Like many states in the west, Oregon has a regulatory program for logging that sets requirements for leaving trees along streams, restricts the use of heavy equipment, designs roads and culverts to prevent pollution and allow fish passage, limits pesticides’ entry into streams, and attempts to protect people and the environment from landslides precipitated by logging. In theory. Compared to federal requirements and those in Washington and California, Oregon’s logging requirements are shameful. EPA and NOAA had been pleading with Oregon to fix its wholly inadequate regulations for many years but Oregon simply and repeatedly refused. Ultimately, in 2009, NWEA took EPA and NOAA to court under the CZARA requirements, resulting in the federal agencies’ disapproval of Oregon’s coastal nonpoint source pollution control program in January 2015, the first in the nation. The disapproval was based on Oregon’s logging practices but the agencies also recognized that NWEA had a point when it contended that Oregon has no mechanism for controlling polluted runoff from agriculture.

While CZARA focuses only on coastal watersheds, the Clean Water Act is set up to encourage states to keep polluted runoff out of streams and rivers across the entire state. EPA approved Oregon’s most recent Nonpoint Source Pollution Plan in 2015 despite the fact that Oregon’s plan does not comply with Section 319 of the Act.

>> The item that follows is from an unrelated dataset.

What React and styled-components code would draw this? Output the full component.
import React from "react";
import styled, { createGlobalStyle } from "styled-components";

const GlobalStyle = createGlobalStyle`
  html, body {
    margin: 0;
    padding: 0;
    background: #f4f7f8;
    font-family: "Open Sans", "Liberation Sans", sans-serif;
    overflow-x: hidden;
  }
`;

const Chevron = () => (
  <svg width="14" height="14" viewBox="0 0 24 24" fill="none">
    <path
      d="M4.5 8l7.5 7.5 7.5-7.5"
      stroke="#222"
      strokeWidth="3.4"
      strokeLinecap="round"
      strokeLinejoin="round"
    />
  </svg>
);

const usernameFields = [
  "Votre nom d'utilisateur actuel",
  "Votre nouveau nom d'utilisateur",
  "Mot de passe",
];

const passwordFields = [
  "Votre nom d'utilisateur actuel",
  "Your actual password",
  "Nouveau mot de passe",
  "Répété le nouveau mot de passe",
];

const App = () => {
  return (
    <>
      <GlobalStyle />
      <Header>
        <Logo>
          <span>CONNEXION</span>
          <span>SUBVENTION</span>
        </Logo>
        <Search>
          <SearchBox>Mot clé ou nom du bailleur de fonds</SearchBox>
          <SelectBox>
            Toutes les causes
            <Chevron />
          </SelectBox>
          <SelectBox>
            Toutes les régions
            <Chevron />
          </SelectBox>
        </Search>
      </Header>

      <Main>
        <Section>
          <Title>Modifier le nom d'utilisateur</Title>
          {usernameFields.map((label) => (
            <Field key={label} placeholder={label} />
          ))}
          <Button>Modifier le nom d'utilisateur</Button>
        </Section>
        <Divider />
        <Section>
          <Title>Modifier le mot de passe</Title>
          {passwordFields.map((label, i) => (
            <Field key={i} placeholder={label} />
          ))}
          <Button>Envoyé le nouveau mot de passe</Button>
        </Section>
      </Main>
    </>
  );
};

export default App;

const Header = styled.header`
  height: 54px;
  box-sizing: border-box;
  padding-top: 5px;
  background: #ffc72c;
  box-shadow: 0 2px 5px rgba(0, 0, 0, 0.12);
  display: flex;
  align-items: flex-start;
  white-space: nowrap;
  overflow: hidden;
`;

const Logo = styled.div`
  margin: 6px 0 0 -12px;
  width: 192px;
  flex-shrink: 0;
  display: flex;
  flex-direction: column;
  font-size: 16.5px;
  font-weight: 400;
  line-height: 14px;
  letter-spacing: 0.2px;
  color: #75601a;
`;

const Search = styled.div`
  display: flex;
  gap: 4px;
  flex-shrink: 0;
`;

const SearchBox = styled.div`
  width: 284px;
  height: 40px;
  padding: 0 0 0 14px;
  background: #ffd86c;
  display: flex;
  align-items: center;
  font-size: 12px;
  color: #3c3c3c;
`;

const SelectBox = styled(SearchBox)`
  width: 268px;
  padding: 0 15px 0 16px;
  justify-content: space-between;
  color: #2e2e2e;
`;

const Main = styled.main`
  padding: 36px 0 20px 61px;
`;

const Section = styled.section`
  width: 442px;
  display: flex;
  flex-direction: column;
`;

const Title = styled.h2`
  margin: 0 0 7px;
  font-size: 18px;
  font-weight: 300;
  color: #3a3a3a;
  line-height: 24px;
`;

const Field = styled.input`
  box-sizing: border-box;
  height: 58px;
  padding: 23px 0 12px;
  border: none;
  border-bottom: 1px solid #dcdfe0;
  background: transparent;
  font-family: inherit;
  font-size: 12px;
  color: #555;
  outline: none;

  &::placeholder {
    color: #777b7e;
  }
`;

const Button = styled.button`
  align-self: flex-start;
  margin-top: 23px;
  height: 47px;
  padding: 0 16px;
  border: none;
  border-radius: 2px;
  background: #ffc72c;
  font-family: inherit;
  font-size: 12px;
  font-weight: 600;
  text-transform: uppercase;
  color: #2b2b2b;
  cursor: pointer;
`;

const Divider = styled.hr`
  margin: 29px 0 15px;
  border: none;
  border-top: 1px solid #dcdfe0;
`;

Washington’s Polluted Runoff Control Failures

Washington’s logging practices are much better than Oregon’s but just like Oregon, it has no program to control polluted runoff from agriculture and many other sources. This is of particular concern due to the amount of farming done in the coastal watersheds that surround Puget Sound. Despite vast evidence of farming’s effects on pollution levels and shellfish, destruction of salmon streams, and Puget Sound health, Washington is immobilized when it comes to the politically contentious matter of making farmers stop polluting public waters. Nonetheless, EPA and NOAA have consistently failed to disapprove Washington’s failure to meet the requirements of CZARA and EPA has repeatedly approved Washington’s Nonpoint Pollution Plan and its annual efforts. The Treaty Tribes of Puget Sound raised these concerns about the federal government’s failure to address this problem and to take the actions required by law in a process of engagement called Treaty Rights at Risk. Year later, many meetings have been had, documents have been drafted, but no actions have been taken by the federal government or the Washington Department of Ecology to reduce pollution from farms and protect the resources upon which the tribes depend.

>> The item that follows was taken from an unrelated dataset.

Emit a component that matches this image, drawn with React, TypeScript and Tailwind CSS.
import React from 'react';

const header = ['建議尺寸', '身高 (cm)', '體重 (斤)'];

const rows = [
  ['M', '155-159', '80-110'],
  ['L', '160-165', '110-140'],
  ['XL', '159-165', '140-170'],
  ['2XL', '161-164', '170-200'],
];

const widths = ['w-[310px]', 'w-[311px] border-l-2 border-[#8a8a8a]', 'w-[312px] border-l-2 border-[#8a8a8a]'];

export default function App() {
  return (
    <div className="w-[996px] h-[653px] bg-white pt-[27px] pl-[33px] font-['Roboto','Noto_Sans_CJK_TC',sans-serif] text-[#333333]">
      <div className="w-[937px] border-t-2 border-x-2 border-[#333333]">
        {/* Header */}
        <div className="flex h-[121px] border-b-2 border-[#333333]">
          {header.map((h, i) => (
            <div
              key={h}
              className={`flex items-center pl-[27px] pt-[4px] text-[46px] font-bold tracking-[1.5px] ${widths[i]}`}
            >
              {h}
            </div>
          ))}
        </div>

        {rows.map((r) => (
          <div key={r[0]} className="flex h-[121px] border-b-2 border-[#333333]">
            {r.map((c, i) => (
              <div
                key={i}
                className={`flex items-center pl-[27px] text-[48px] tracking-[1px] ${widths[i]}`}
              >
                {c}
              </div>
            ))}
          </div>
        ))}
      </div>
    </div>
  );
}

The federal agencies’ refusal to follow the law has only encouraged Ecology to continue to ignore its obligations to prevent polluted runoff. For this reason, NWEA filed a lawsuit under CZARA, Section 319 of the Clean Water Act, and the Endangered Species Act in December 2016. As with its Oregon CZARA case, NWEA seeks a federal agency disapproval of Washington’s nonpoint source plans and programs unless they are significantly improved.